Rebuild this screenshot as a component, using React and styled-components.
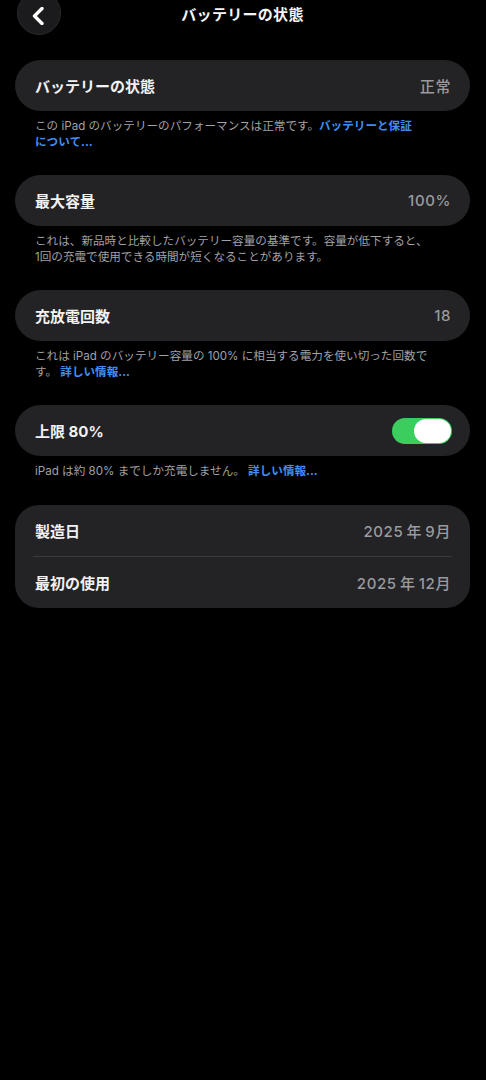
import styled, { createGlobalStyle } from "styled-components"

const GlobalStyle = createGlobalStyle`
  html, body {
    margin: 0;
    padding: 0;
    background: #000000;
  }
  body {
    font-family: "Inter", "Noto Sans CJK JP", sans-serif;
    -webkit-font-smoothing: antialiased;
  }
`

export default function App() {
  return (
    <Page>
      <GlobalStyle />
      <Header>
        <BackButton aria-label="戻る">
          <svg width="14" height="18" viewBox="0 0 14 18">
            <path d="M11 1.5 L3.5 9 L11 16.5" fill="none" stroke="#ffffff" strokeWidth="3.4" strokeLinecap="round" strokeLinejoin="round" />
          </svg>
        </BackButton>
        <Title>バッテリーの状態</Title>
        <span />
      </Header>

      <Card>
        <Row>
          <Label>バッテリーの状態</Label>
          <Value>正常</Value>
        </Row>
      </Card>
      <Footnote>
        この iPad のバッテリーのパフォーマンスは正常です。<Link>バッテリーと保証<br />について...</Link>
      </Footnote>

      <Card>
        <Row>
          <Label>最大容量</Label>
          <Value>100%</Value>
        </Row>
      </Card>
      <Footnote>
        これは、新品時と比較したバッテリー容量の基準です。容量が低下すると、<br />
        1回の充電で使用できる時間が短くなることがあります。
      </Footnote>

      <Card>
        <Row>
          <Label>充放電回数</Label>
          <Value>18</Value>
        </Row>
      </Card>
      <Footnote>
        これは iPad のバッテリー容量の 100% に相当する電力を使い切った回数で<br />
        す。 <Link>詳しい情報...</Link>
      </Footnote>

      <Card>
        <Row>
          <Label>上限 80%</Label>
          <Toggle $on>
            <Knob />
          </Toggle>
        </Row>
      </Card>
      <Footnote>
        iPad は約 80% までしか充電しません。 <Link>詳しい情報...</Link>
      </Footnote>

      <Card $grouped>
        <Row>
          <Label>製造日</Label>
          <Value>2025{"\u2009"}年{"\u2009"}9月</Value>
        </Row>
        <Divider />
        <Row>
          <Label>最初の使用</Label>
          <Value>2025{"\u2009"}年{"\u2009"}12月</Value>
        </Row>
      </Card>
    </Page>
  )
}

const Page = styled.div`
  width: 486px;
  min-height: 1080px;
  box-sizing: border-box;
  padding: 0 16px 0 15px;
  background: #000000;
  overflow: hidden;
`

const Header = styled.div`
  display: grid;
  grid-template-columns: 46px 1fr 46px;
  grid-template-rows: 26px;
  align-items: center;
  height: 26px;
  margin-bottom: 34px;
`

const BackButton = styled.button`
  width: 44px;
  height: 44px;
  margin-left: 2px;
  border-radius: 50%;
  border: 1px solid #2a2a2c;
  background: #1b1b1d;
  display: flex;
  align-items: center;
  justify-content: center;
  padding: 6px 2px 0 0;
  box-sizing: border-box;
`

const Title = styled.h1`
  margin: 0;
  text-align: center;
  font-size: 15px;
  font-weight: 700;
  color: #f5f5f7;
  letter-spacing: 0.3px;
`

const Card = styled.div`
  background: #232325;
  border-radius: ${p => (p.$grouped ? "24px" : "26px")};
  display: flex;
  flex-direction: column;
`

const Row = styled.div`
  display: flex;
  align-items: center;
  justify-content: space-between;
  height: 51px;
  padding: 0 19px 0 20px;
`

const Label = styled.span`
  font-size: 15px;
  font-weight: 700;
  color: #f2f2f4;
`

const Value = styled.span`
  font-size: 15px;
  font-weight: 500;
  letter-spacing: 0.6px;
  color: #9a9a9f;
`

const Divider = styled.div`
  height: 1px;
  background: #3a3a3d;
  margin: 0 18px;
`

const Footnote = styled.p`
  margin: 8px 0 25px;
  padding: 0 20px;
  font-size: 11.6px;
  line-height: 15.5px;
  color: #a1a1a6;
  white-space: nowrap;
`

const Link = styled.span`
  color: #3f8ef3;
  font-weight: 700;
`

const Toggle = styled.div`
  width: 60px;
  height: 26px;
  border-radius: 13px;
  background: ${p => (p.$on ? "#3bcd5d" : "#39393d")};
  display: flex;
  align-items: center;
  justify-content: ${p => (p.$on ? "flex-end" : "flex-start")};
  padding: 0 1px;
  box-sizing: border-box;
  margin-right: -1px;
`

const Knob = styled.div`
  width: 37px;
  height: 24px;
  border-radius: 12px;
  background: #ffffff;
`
::::
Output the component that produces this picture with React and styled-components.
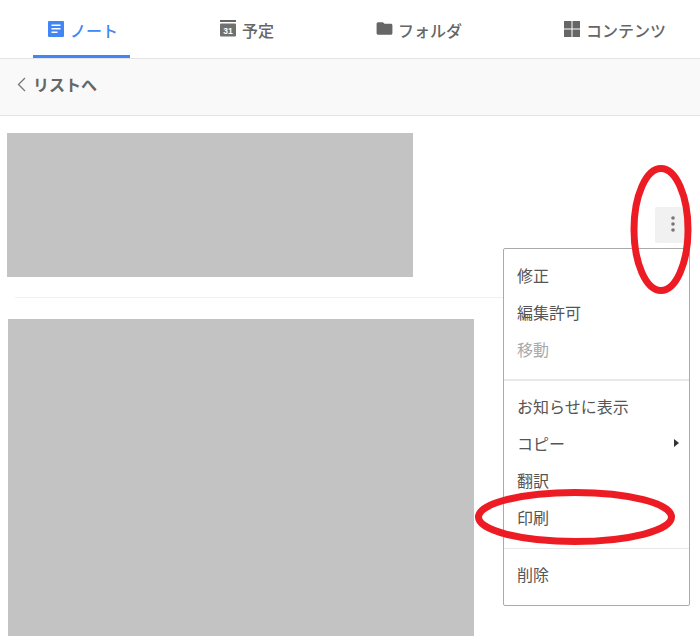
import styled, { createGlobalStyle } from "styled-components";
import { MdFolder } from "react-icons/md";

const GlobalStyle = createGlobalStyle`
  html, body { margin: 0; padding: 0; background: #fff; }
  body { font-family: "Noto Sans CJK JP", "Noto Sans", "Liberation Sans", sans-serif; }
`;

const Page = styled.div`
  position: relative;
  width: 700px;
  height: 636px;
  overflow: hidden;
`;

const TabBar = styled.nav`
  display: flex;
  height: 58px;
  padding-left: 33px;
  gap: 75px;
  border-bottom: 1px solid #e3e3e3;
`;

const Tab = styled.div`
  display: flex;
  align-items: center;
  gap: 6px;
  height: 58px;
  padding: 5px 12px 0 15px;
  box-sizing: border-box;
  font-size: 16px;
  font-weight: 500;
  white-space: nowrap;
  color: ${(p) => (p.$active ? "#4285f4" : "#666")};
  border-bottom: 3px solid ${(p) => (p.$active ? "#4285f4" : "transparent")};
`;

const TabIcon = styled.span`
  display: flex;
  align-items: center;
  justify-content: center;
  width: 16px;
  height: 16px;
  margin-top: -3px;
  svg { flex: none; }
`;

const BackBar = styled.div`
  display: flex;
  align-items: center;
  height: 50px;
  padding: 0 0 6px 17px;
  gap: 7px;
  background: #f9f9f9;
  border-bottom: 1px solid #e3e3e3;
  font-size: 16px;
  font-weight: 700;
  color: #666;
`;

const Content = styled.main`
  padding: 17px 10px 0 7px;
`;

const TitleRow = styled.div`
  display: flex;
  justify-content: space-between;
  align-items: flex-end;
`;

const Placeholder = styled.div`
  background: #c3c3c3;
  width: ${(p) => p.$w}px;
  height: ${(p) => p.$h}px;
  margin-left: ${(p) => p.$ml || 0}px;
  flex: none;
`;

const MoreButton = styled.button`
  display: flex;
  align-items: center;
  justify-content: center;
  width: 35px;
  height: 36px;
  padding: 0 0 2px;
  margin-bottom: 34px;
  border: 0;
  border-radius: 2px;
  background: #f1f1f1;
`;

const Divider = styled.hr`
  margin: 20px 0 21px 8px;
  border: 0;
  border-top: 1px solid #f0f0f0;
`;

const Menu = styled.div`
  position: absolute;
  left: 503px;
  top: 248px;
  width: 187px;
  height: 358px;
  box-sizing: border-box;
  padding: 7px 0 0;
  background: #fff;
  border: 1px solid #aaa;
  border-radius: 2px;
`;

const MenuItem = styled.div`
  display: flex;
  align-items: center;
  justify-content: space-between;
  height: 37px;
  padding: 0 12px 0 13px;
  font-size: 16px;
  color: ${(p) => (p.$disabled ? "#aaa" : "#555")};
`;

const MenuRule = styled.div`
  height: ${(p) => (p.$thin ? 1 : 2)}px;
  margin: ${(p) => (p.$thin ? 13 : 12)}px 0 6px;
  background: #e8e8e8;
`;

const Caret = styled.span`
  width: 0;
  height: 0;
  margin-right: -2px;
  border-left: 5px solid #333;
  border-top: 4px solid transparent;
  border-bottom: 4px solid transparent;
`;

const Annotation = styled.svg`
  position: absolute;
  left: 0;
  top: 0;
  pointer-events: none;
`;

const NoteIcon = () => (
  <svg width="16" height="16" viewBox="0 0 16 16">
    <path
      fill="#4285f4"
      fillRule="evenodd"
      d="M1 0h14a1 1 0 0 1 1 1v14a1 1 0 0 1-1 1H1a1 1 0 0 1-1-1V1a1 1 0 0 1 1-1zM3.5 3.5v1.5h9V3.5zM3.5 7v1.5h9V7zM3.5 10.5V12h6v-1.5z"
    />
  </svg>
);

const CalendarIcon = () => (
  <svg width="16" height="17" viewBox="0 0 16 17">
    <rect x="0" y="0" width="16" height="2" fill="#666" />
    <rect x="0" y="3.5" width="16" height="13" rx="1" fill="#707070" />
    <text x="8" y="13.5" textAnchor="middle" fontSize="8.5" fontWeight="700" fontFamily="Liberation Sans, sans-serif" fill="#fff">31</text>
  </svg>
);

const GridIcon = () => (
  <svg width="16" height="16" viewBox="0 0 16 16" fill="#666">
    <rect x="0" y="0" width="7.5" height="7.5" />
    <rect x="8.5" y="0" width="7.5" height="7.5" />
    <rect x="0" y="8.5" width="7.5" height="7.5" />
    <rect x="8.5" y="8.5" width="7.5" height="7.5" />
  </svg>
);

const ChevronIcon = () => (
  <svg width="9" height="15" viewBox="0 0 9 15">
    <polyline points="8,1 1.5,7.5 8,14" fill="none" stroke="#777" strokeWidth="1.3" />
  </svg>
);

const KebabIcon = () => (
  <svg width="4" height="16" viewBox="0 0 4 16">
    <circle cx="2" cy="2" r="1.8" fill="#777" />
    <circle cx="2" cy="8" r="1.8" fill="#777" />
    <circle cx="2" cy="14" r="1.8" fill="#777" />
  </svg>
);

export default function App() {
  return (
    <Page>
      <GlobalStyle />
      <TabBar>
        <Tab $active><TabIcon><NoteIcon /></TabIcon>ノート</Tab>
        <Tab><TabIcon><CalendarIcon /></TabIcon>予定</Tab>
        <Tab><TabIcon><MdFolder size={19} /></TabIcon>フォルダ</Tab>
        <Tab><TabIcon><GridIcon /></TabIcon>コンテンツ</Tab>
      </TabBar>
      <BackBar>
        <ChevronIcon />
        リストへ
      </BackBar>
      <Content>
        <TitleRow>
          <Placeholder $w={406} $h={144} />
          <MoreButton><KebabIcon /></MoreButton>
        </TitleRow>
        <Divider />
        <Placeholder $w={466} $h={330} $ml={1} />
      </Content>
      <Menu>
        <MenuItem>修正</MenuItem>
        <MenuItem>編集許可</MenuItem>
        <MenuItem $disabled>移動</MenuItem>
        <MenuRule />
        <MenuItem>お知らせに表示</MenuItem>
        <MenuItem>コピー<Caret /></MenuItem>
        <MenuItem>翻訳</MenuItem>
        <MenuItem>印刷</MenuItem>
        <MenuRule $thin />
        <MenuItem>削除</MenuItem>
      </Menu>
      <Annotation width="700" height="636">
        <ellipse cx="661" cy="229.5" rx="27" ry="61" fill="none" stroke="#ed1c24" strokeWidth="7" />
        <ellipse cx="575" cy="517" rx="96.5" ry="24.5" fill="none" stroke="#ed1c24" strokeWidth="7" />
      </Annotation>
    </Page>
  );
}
::::
Exercise task: Read the entries and pick out all lines that include the word "components".

Full response:
Rebuild this screenshot as a component, using React and styled-components.
import styled, { createGlobalStyle } from "styled-components"
Output the component that produces this picture with React and styled-components.
import styled, { createGlobalStyle } from "styled-components";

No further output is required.